Corporate authorisations give approval for companies to enter into transactions (such as financings or acquisitions), and authorise people (“company representatives”) to sign the transaction documents on behalf of the company.
The new regime of delegation applicable to limited companies is now synchronised with the regime applicable to credit institutions. This allows the possibility to delegate to any persons, the power to carry out the contemplated bond issue.
The term person used in Article L. 228-40 is generally understood as individual. This construction is consistent with market practice, even if, from a French law perspective, a literal interpretation could lead to the possibility for a person within the meaning of French law to carry out the contemplated bond issue.
Such a literal construction would imply the possibility for another company, for example for a company within the same group of the issuer, to carry out a bond issue. Such a construction, although not being currently in line with market practice of corporates or banks, cannot be excluded.
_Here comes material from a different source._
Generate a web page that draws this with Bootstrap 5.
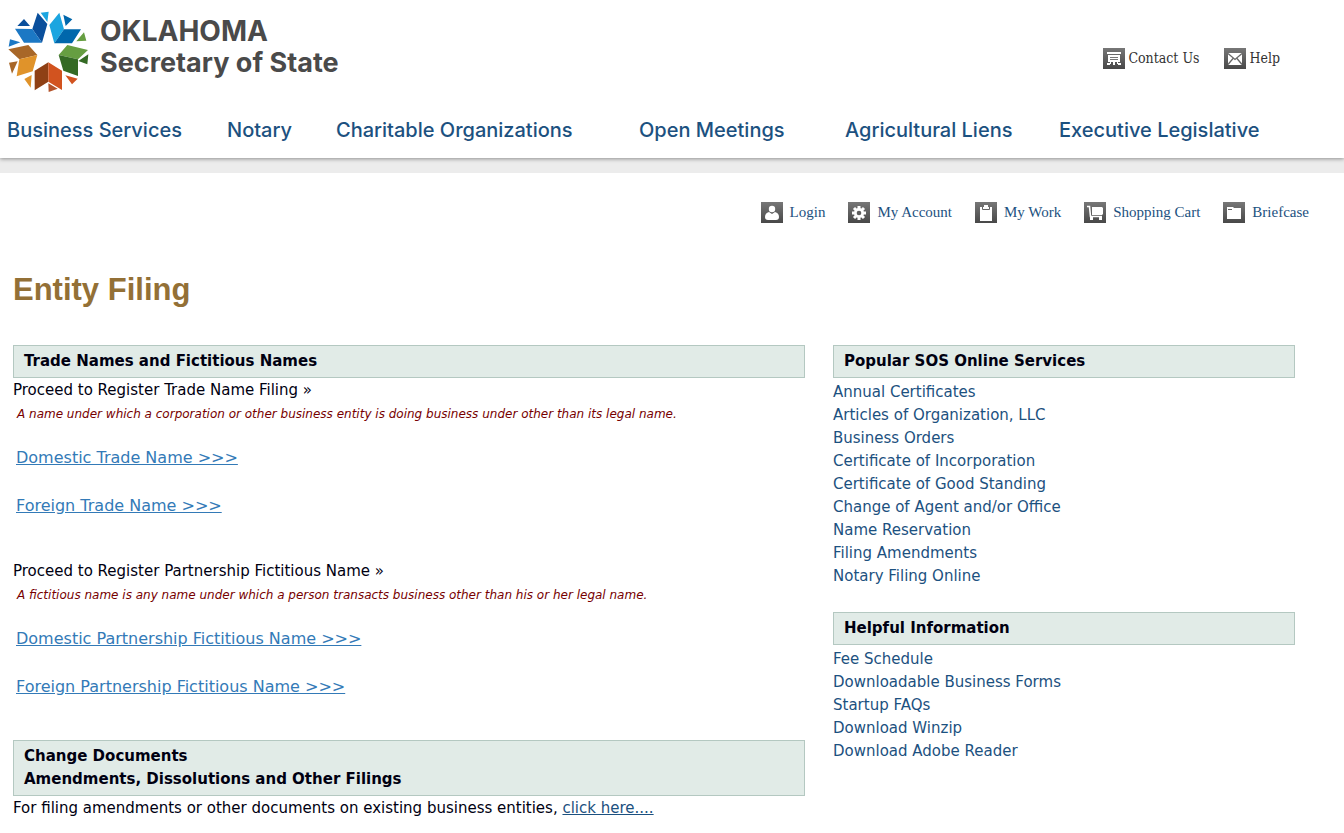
<!DOCTYPE html>
<html lang="en">
<head>
<meta charset="utf-8">
<meta name="viewport" content="width=device-width, initial-scale=1">
<title>Oklahoma Secretary of State - Entity Filing</title>
<link href="https://cdn.jsdelivr.net/npm/bootstrap@5.3.0/dist/css/bootstrap.min.css" rel="stylesheet">
<style>
body{font-family:"DejaVu Sans",sans-serif;font-size:15px;line-height:23px;color:#001;background:#fff}
a{color:#1c5180;text-decoration:none}
a:hover{text-decoration:underline}
.site-header{box-shadow:0 1px 4px rgba(0,0,0,.4);position:relative}
.brand-row{min-height:108px;padding:0 64px 0 0}
.wordmark{font-family:Inter,sans-serif;color:#4a4a4a;line-height:31px;padding-top:16px}
.wordmark .state{font-size:28px;font-weight:700}
.wordmark .office{font-size:27px;font-weight:700}
.contact-links{gap:25px;padding-top:47px;font-family:"DejaVu Serif Condensed","DejaVu Serif",serif;font-size:14px}
.contact-links a{gap:3px;color:#333}
.main-nav{display:grid;grid-template-columns:220fr 109fr 303fr 206fr 214fr 285fr;padding:9px 0 14px 7px;font-family:Inter,sans-serif;font-size:20px;line-height:27px;font-weight:500}
.grey-strip{height:15px;background:#ececec}
.user-links{gap:23px;padding:28px 35px 0 0;font-family:"Liberation Serif",serif;font-size:15px}
.user-links a{gap:7px}
.icon{width:22px;height:21px;flex:none;display:block}
.page-body{padding:0 49px 24px 13px}
h1{font:700 31px/36px "Liberation Sans",sans-serif;color:#937036;margin:48px 0 37px}
.columns{display:grid;grid-template-columns:792fr 462fr;column-gap:28px}
.panel-head{background:#e1ebe7;border:1px solid #b4c8c1;padding:4px 10px;margin:0;font-size:15px;line-height:23px;font-weight:700}
.intro{line-height:24px}
.definition{font-size:12px;line-height:16px;font-style:italic;color:#700;padding-left:4px;margin:4px 0 24px}
.filing{font-size:16px;line-height:24px;padding-left:3px;margin:0 0 24px}
.filing a{color:#337ab7;text-decoration:underline}
.filings{padding-bottom:17px}
.service-list{margin:3px 0 24px}
</style>
<script src="https://cdn.jsdelivr.net/npm/bootstrap@5.3.0/dist/js/bootstrap.bundle.min.js"></script>
</head>
<body>
<svg width="0" height="0" class="position-absolute" aria-hidden="true"><defs><linearGradient id="tile" x1="0" y1="0" x2="0" y2="1"><stop offset="0" stop-color="#777"/><stop offset="1" stop-color="#484848"/></linearGradient></defs></svg>
<header class="site-header bg-white">
 <div class="brand-row d-flex justify-content-between align-items-start">
  <a href="#" class="d-flex align-items-start text-decoration-none">
   <svg width="100" height="100" viewBox="0 0 300 300" aria-hidden="true">
    <path fill="#0a4f9c" d="M113 38l29 34-16 56-29-41zM72 57l18 21-38 0z"/><path fill="#1c78c4" d="M45 86l52 1 29 41H72zM30 118l31 9-35 13z"/>
    <path fill="#1ba5e0" d="M178 38l14 50-29 42-15-55zM122 38l24-3-4 31z"/><path fill="#0067ac" d="M192 88h51l-27 42h-53zM190 44l27 14-20 20z"/>
    <path fill="#669e41" d="M176 165l26-30 62 15-30 28zM252 97l7 25-30 2z"/><path fill="#346a24" d="M176 165l58 13v50l-44-16zM265 163l-3 30-27-10z"/>
    <path fill="#8f4015" d="M145 187v58l-41 26v-59z"/><path fill="#b4532a" d="M145 250l28 16-27 10z"/><path fill="#d2531f" d="M145 187l41 25v58l-41-25zM196 226l37 10-17 17z"/>
    <path fill="#a86728" d="M25 148l60-13 27 30-54 13zM27 188l26-4-17 37z"/><path fill="#e0932a" d="M58 178l54-13-14 49-48 15zM73 237l22-12-3 38z"/>
   </svg>
   <span class="wordmark d-flex flex-column"><span class="state">OKLAHOMA</span><span class="office">Secretary of State</span></span>
  </a>
  <div class="contact-links d-flex">
   <a href="#" class="d-flex align-items-center"><svg class="icon" viewBox="0 0 22 21"><path fill="url(#tile)" d="M0 0h22v21H0z"/><path fill="#fff" d="M4 4h14v2H4zM5 7h12v7H5zM4 15h3v2H4zM7 14h1v2H7zM10 14h2v3h-2zM14 14h1v2h-1zM15 15h3v2h-3z"/><path stroke="#777" d="M7 9.500h8M7 11.500h8"/></svg>Contact Us</a>
   <a href="#" class="d-flex align-items-center"><svg class="icon" viewBox="0 0 22 21"><path fill="url(#tile)" d="M0 0h22v21H0z"/><path fill="#fff" d="M4 5h14v12H4z"/><path fill="none" stroke="#666" stroke-width="1.300" d="M4 5.500l7 6 7-6M4 16.500l5-6M18 16.500l-5-6"/></svg>Help</a>
  </div>
 </div>
 <nav class="main-nav" aria-label="Main"><a href="#">Business Services</a><a href="#">Notary</a><a href="#">Charitable Organizations</a><a href="#">Open Meetings</a><a href="#">Agricultural Liens</a><a href="#">Executive Legislative</a></nav>
</header>
<div class="grey-strip"></div>
<nav class="user-links d-flex justify-content-end" aria-label="Account">
 <a href="#" class="d-flex align-items-center"><svg class="icon" viewBox="0 0 22 21"><path fill="url(#tile)" d="M0 0h22v21H0z"/><circle cx="11" cy="7" r="3.200" fill="#fff"/><path fill="#fff" d="M4 15q0-4 4-5l3 2 3-2q4 1 4 5 0 3-3 3H7q-3 0-3-3z"/></svg>Login</a>
 <a href="#" class="d-flex align-items-center"><svg class="icon" viewBox="0 0 22 21"><path fill="url(#tile)" d="M0 0h22v21H0z"/><path stroke="#fff" stroke-width="3" d="M11 4v14M4 11h14M6 6l10 10M16 6L6 16"/><circle cx="11" cy="11" r="5" fill="#fff"/><circle cx="11" cy="11" r="2.300" fill="#5e5e5e"/></svg>My Account</a>
 <a href="#" class="d-flex align-items-center"><svg class="icon" viewBox="0 0 22 21"><path fill="url(#tile)" d="M0 0h22v21H0z"/><path fill="#fff" d="M5 5h12v14H5zM9 3h4v3H9z"/><path fill="none" stroke="#666" d="M7.500 5v2.500h7V5"/></svg>My Work</a>
 <a href="#" class="d-flex align-items-center"><svg class="icon" viewBox="0 0 22 21"><path fill="url(#tile)" d="M0 0h22v21H0z"/><path fill="#fff" d="M8 5h10l1 1v6l-1 1H8z"/><path fill="none" stroke="#fff" stroke-width="1.600" d="M3 4.500h2.500l1 10H18"/><path fill="#fff" d="M6 15h3v3H6zM15 15h3v3h-3z"/></svg>Shopping Cart</a>
 <a href="#" class="d-flex align-items-center"><svg class="icon" viewBox="0 0 22 21"><path fill="url(#tile)" d="M0 0h22v21H0z"/><path fill="#fff" d="M4 5h6l1 1h7v11H4z"/><path stroke="#666" d="M5 7.500h4"/></svg>Briefcase</a>
</nav>
<main class="page-body">
 <h1>Entity Filing</h1>
 <div class="columns">
  <div>
   <section class="filings">
    <h2 class="panel-head">Trade Names and Fictitious Names</h2>
    <div class="intro">Proceed to Register Trade Name Filing »</div>
    <p class="definition">A name under which a corporation or other business entity is doing business under other than its legal name.</p>
    <p class="filing"><a href="#">Domestic Trade Name &gt;&gt;&gt;</a></p>
    <p class="filing"><a href="#">Foreign Trade Name &gt;&gt;&gt;</a></p>
   </section>
   <section class="filings">
    <div class="intro">Proceed to Register Partnership Fictitious Name »</div>
    <p class="definition">A fictitious name is any name under which a person transacts business other than his or her legal name.</p>
    <p class="filing"><a href="#">Domestic Partnership Fictitious Name &gt;&gt;&gt;</a></p>
    <p class="filing"><a href="#">Foreign Partnership Fictitious Name &gt;&gt;&gt;</a></p>
   </section>
   <section>
    <h2 class="panel-head">Change Documents<br>Amendments, Dissolutions and Other Filings</h2>
    <div class="intro">For filing amendments or other documents on existing business entities, <a href="#" class="text-decoration-underline">click here....</a></div>
   </section>
  </div>
  <aside>
   <section>
    <h2 class="panel-head">Popular SOS Online Services</h2>
    <ul class="list-unstyled service-list"><li><a href="#">Annual Certificates</a></li><li><a href="#">Articles of Organization, LLC</a></li><li><a href="#">Business Orders</a></li><li><a href="#">Certificate of Incorporation</a></li><li><a href="#">Certificate of Good Standing</a></li><li><a href="#">Change of Agent and/or Office</a></li><li><a href="#">Name Reservation</a></li><li><a href="#">Filing Amendments</a></li><li><a href="#">Notary Filing Online</a></li></ul>
   </section>
   <section>
    <h2 class="panel-head">Helpful Information</h2>
    <ul class="list-unstyled service-list"><li><a href="#">Fee Schedule</a></li><li><a href="#">Downloadable Business Forms</a></li><li><a href="#">Startup FAQs</a></li><li><a href="#">Download Winzip</a></li><li><a href="#">Download Adobe Reader</a></li></ul>
   </section>
  </aside>
 </div>
</main>
</body>
</html>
In practice, this would lead to the possibility for an issuer to administratively externalise the carrying out of the bond issue and, why not, to the possibility for a specific dedicated entity to be created within a group of companies or banks to bear the administrative burden of the bond issue.
This might be interesting for companies or banks which are contractually structured as a group of companies, with the funding being separately managed.
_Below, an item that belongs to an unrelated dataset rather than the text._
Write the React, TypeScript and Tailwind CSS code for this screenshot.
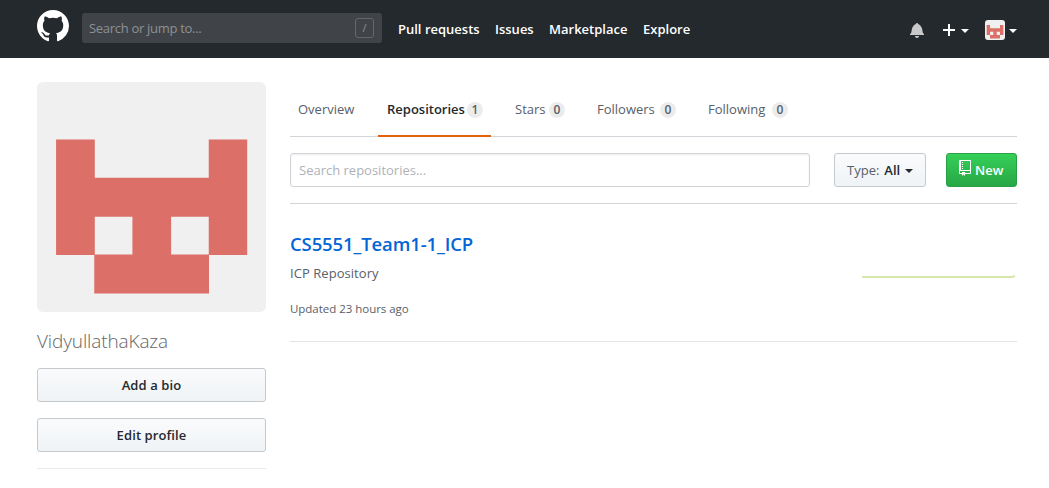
import type { ReactNode } from "react";

const MARK =
  "M8 0C3.58 0 0 3.58 0 8c0 3.54 2.29 6.53 5.47 7.59.4.07.55-.17.55-.38 0-.19-.01-.82-.01-1.49-2.01.37-2.53-.49-2.69-.94-.09-.23-.48-.94-.82-1.13-.28-.15-.68-.52-.01-.53.63-.01 1.08.58 1.23.82.72 1.21 1.87.87 2.33.66.07-.52.28-.87.51-1.07-1.78-.2-3.64-.89-3.64-3.95 0-.87.31-1.59.82-2.15-.08-.2-.36-1.02.08-2.12 0 0 .67-.21 2.2.82.64-.18 1.32-.27 2-.27.68 0 1.36.09 2 .27 1.53-1.04 2.2-.82 2.2-.82.44 1.1.16 1.92.08 2.12.51.56.82 1.27.82 2.15 0 3.07-1.87 3.75-3.65 3.95.29.25.54.73.54 1.48 0 1.07-.01 1.93-.01 2.2 0 .21.15.46.55.38A8.013 8.013 0 0 0 16 8c0-4.42-3.58-8-8-8z";
const BELL =
  "M14 12v1H0v-1l.73-.58c.77-.77.81-2.55 1.19-4.42C2.69 3.23 6 2 6 2c0-.55.45-1 1-1s1 .45 1 1c0 0 3.39 1.23 4.16 5 .38 1.88.42 3.66 1.19 4.42l.66.58H14zm-7 4c1.11 0 2-.89 2-2H5c0 1.11.89 2 2 2z";
const REPO =
  "M4 9H3V8h1v1zm0-3H3v1h1V6zm0-2H3v1h1V4zm0-2H3v1h1V2zm8-1v12c0 .55-.45 1-1 1H6v2l-1.5-1.5L3 16v-2H1c-.55 0-1-.45-1-1V1c0-.55.45-1 1-1h10c.55 0 1 .45 1 1zm-1 10H1v2h2v-1h3v1h5v-2zm0-10H2v9h9V1z";

function Identicon({ className }: { className: string }) {
  return (
    <svg viewBox="0 0 420 420" preserveAspectRatio="none" className={className}>
      <rect width="420" height="420" fill="#f0f0f0" />
      <path
        fill="#dc6f67"
        d="M35 105h71v70h209v-70h70.500v211h-70v70H105v-70H35zM106 246v69h69v-69zM246 246v69h69v-69z"
        fillRule="evenodd"
      />
    </svg>
  );
}

function Caret({ className = "" }: { className?: string }) {
  return (
    <span
      className={`inline-block h-0 w-0 border-x-4 border-t-4 border-x-transparent border-t-current ${className}`}
    />
  );
}

function Tab({ label, count, className, active }: { label: string; count?: number; className: string; active?: boolean }) {
  return (
    <a
      className={`flex h-[55px] items-center whitespace-nowrap border-b-2 px-2 pt-[2px] text-[13px] ${className} ${
        active
          ? "border-[#e36209] pl-[9px] font-semibold text-[#24292e]"
          : "border-transparent text-[#586069]"
      }`}
    >
      <span>{label}</span>
      {count !== undefined && (
        <span className="ml-auto flex h-4 min-w-4 items-center justify-center rounded-full bg-[#ececed] text-[12px] font-semibold leading-none text-[#586069]">
          {count}
        </span>
      )}
    </a>
  );
}

function SideButton({ children }: { children: ReactNode }) {
  return (
    <button className="h-[34px] w-full rounded-[3px] border border-[#c5c9cd] bg-linear-to-b from-[#fafbfc] to-[#eff3f6] pt-[2px] text-[13px] font-semibold tracking-[0.1px] text-[#24292e]">
      {children}
    </button>
  );
}

export default function App() {
  return (
    <div className="h-[488px] w-[1049px] overflow-hidden bg-white font-['Open_Sans',sans-serif] text-[#24292e]">
      <header className="flex h-[58px] items-start bg-[#24292e] pl-[37px] pr-8 text-white">
        <svg viewBox="0 0 16 16" className="mt-[10px] h-8 w-8 fill-white">
          <path d={MARK} />
        </svg>
        <div className="ml-[13px] mt-[13px] flex h-[30px] w-[300px] items-center justify-between rounded-[3px] bg-[#404448] pl-[7px] pr-2 text-[13px] text-[#8e9194]">
          <span className="pt-[2px] tracking-[-0.3px]">Search or jump to...</span>
          <span className="flex h-5 w-[19px] items-center justify-center rounded-[3px] border border-[#64686b] text-[11px]">
            /
          </span>
        </div>
        <nav className="ml-4 mt-[19px] flex whitespace-nowrap text-[13px] font-semibold leading-5">
          <a className="w-[97px]">Pull requests</a>
          <a className="w-[54px]">Issues</a>
          <a className="w-[94px]">Marketplace</a>
          <a>Explore</a>
        </nav>
        <div className="ml-auto mt-5 flex h-5 items-center">
          <svg viewBox="0 0 14 16" className="-mt-px h-4 w-[14px] fill-[#c8c9cb]">
            <path d={BELL} />
          </svg>
          <svg viewBox="0 0 12 16" className="ml-[19px] h-4 w-3 fill-white">
            <path d="M12 9H7v5H5V9H0V7h5V2h2v5h5z" />
          </svg>
          <Caret className="ml-[6px] mt-[2px]" />
          <Identicon className="ml-4 h-5 w-5 rounded-[3px]" />
          <Caret className="ml-1 mt-[2px]" />
        </div>
      </header>

      <div className="flex pl-[37px] pr-8 pt-6">
        <aside className="w-[229px]">
          <Identicon className="block h-[230px] w-[229px] rounded-md" />
          <h1 className="mt-4 h-6 text-[19px] font-light leading-[26px] tracking-[-0.12px] text-[#666]">
            VidyullathaKaza
          </h1>
          <div className="mt-4 flex flex-col gap-4">
            <SideButton>Add a bio</SideButton>
            <SideButton>Edit profile</SideButton>
            <hr className="border-[#e9ebee]" />
          </div>
        </aside>

        <main className="ml-6 w-[727px]">
          <nav className="flex gap-4 border-b border-[#d1d5da]">
            <Tab label="Overview" className="-mb-px w-[72px]" />
            <Tab label="Repositories" count={1} active className="-mb-px w-[113px]" />
            <Tab label="Stars" count={0} className="-mb-px w-[66px]" />
            <Tab label="Followers" count={0} className="-mb-px w-[95px]" />
            <Tab label="Following" count={0} className="-mb-px w-[96px]" />
          </nav>

          <div className="flex border-b border-[#d1d5da] py-4 text-[13px]">
            <div className="flex h-[34px] w-[520px] items-center rounded-[3px] border border-[#d1d5da] pl-2 pt-[2px] text-[#aeb2b7] shadow-[inset_0_1px_2px_rgba(27,31,35,0.075)]">
              Search repositories...
            </div>
            <button className="ml-6 flex h-[34px] w-[92px] items-center rounded-[3px] border border-[#c5c9cd] bg-linear-to-b from-[#fafbfc] to-[#eff3f6] pl-3 pt-[2px] font-semibold">
              <span className="font-normal text-[#586069]">Type:</span>
              <span className="ml-[5px]">All</span>
              <Caret className="ml-[5px]" />
            </button>
            <button className="ml-5 flex h-[34px] w-[71px] items-center rounded-[3px] border border-[#28a043] bg-linear-to-b from-[#34d058] to-[#28a745] pl-3 pt-[2px] font-semibold text-white">
              <svg viewBox="0 0 12 16" className="-mt-[6px] h-4 w-3 fill-white">
                <path d={REPO} />
              </svg>
              <span className="ml-1">New</span>
            </button>
          </div>

          <article className="flex h-[138px] justify-between border-b border-[#e1e4e8]">
            <div>
              <h3 className="mt-[26px] text-[18.5px] font-semibold leading-7 tracking-[-0.12px] text-[#0366d6]">
                CS5551_Team1-1_ICP
              </h3>
              <p className="mt-[5px] text-[13px] leading-5 tracking-[0.05px] text-[#586069]">ICP Repository</p>
              <p className="mt-4 text-[11.5px] leading-5 tracking-[-0.03px] text-[#586069]">Updated 23 hours ago</p>
            </div>
            <svg viewBox="0 0 155 30" className="mt-[57px] h-[30px] w-[155px]">
              <path d="M0 16H150L153 15" fill="none" stroke="#d6e8a8" strokeWidth="2" />
            </svg>
          </article>
        </main>
      </div>
    </div>
  );
}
In practice, this amendment allows members of the issuer, typically members of the funding department, to carry out bond issues. Such members do not longer have to be at the same time members of the Board of Directors as this is, to a certain extent, considered as useless for the single purpose of carrying out bond issues decided by the Board of Directors.
In addition, asking a member of the Board of Directors to carry out bond issues may lengthen the issuance process due to his potential non-availability.
It has also to be emphasised that Article L. 228-40 maintains the concept of delegation of powers only, this being in line with market practice. However, in theory, it can be considered that a delegation of signature is also possible, as new Article L. 228-40 does not prohibit it.